A: It has been covered above that there is little scope for water to be heated by compression to begin with. Another aspect is that the water at the bottom of the ocean has been there for a considerable length of time. Hence, if it had heated up to any large extent when the oceans were formed, there has been ample time for the heat of compression to have dispersed, even if it were several degrees Centigrade.
Btw, the notion of a gas being heated by compression, and the heat being lost easily, is crucial to refrigeration, as if one pressurises a gas, then allows it to cool before depressurising it again, the final temperature will be lower than ambient (reverse Carnot cycle).
A: There is another factor that I feel the other answers have overlooked, because there is a similar analogy with air, and air is compressible.  Specifically, why is air in valleys often colder than at the top of the hill when pressure heats things?  

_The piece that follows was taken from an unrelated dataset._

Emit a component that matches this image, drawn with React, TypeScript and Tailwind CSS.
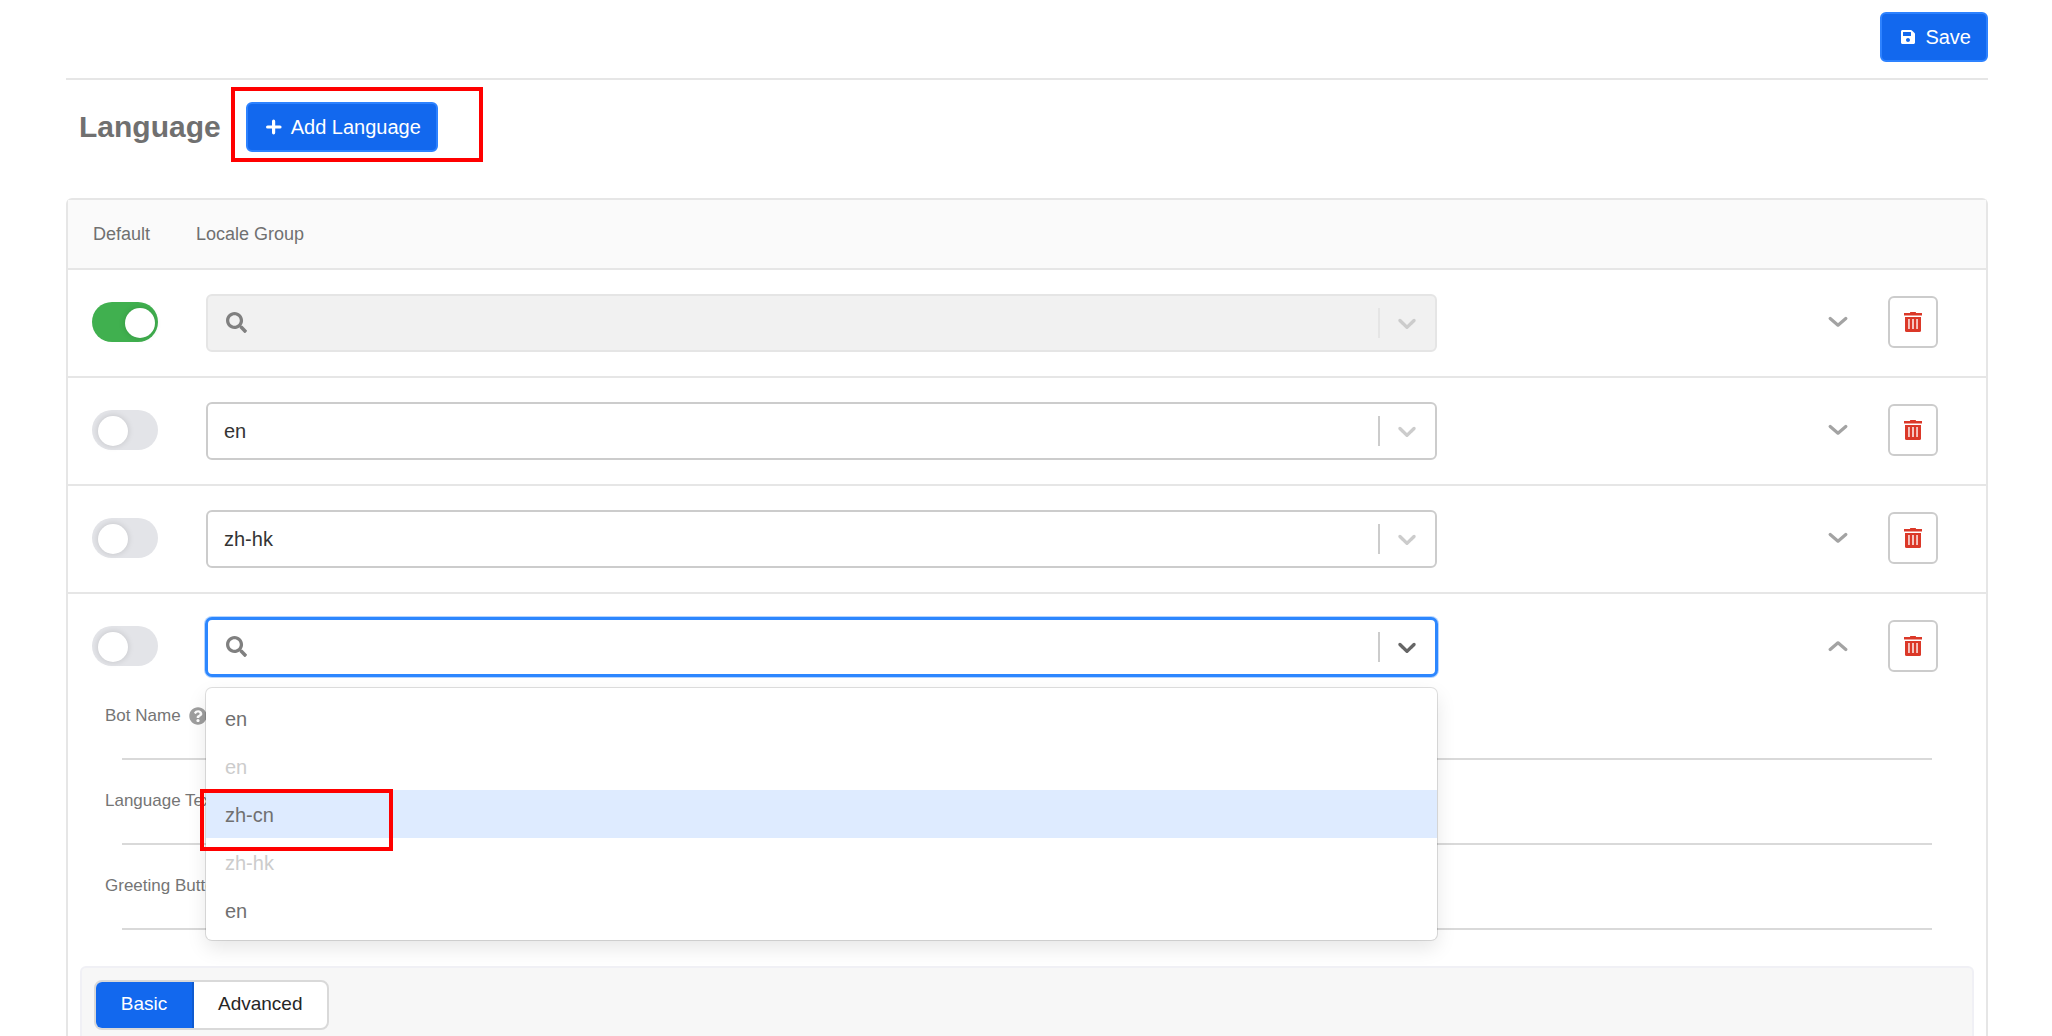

In reality, there are two different dynamics at work.  One is adiabatic compression, which as has been mentioned isn't significant for water, because water isn't very compressible.  The other dynamic is convection, or in water, currents, which redistribute bulk matter.  Cold water (or air) is heavier than warm water (or air) and thus will sink to the bottom.    In the atmosphere this is at odds with adiabatic compression, as well as wind cycles generated by the sun.  In water those effects are less, and thus cold water sinking becomes a more dominant factor.
A: Colder water is denser until it reaches a temperature a couple degrees above freezing, then it gets lighter again.  So the water at the bottom is at the specific temperature where it is densest: any heating makes it rise.  Any further cooling makes it rise.
See Why does the ocean get colder at depth?
This further points out that without ocean circulation it would take a year for the Earth's heat at the ocean floor to heat up the water at the bottom by one degree C.
See also Global Ocean Circulation and Deep Sea Temperatures for more depth.  It states that the deepest water settled at the bottom of the basins is about 2°–3°C, and that the cold water comes from melting glaciers at the poles.